My OpenMP program: 144 seconds wall clock, 627 seconds CPU, 60% of the total CPU, so roughly three times faster

I have attached the program, it is not optimised in any way other than using explicit loops and OpenMP. Transposing a very large matrix in this way has a very awkward memory access pattern. There are very probably much more efficient ways to do so.

nvh10 · ‎07-13-2021

Thank you very much!

Can you kindly explain to me what is different between "elapsed time" and "cpu time" in your program?

Arjen_Markus · ‎07-14-2021

The routine system_clock returns the time as experienced by the user - in many respects the most important metric. I mean: can you wait for the calculation to finish or should you get a cup of coffee, have lunch or sleep over it? The routine cpu_time returns the amount of time the CPUs in the machine have spent on doing your calculation. If you have a multithreaded/parallel program, that time is likely to be longer than the wall clock time, indicating you have sped up the program. Thus the ratio between the two is a measure for the success you have had in parallellising the program.

Bernard · ‎07-13-2021

@nvh10 wrote:

Hello everyone,

I want to do transposition for 60720x60720 matrix.

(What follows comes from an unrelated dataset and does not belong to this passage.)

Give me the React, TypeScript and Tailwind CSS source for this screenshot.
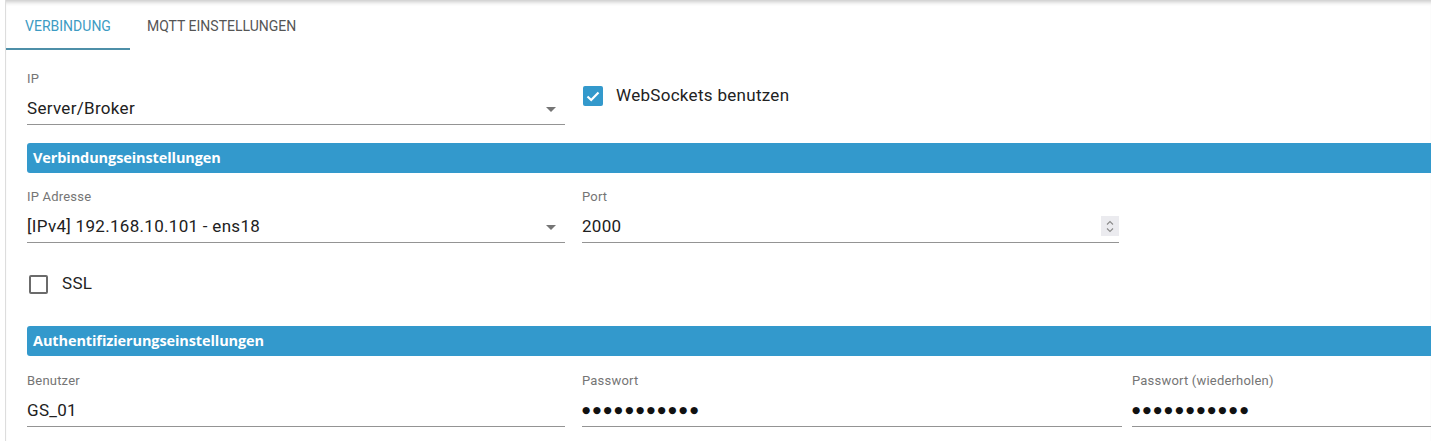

In project properties, I turned on Maximize Speed plus Higher Level Optimizations (/O3) and Yes (/Qparallel). I also chose the configuration is release x64.

But my program isn't optimized. Please kindly help me!

program Console4
 program Console4

    implicit none
    double precision,allocatable,dimension(:,:):: P,PP
    integer(kind=8) :: tclock1, tclock2, clock_rate
    real(kind=8) :: elapsed_time
    integer nstate
    nstate=60720
    allocate(P(nstate,nstate),PP(nstate,nstate))
    PP=1d0
    write(*,*) "1"
    call system_clock(tclock1)
    P=TRANSPOSE(PP)
    call system_clock(tclock2, clock_rate)
    elapsed_time = float(tclock2 - tclock1) / float(clock_rate)
    write(*,*) elapsed_time
    end program Console4

As side note -- there is no **hardware notion of 100% CPU usage. Windows Task Manager probably uses the time-based IP address (RIP register) sampling of your matrix-transposition program (probably relying on the timer interrupt or software interrupt). The timer interval usually is 1 milisecond hence 1000 thousand samples will be collected per second. For if the highest density of the samples i.e. IP addresses fall into address space of your program then postprocessing module will (it is simplified view) calculate the percentage of samples out of 1000 as belonging to your program address space.

For more accurate timing measurements you shall rely upon RDTSCP instruction or CPU_CLK_UNHALTED.THREAD fixed performance event (manual instrumentation) or alternatively you may profile your program (on Linux) by using perf stat (counting mode) or VTune (Windows,Linux) working in counting-mode.

**Unless there are some metrics which compute the usage and/or occupancy of the functional units per specific fixed reference cycles based interval and this is a function of some basic-block of the code e.g. for-loop or whole function body scope.

nvh10 · ‎07-13-2021

Thank you for your comment!

Bernard · ‎07-13-2021

You are welcome!!

Bernard · ‎07-14-2021

One issue, that I have forgotten to mention is the potential skewness of timing measurements for so lengthy (in time) procedure or function. Your main thread probably runs at "Normal Priority" i.e. level 8 (IIRC) and that means the high probability of swapping out by the Windows Scheduler at seemingly random times. The timing subroutines are not bound by no means to the specific thread and will measure the execution time of "foreign" thread which took possesion of core executing your main thread.

In addition to stated above there are various power and thermal events related to CPU work and which may contaminate the measurements results. Lastly you shall not take a single measurement because of large variance existing between the consecutive runs of the program. The observed distribution rarely is a normal and often is multimodal right tail skewed.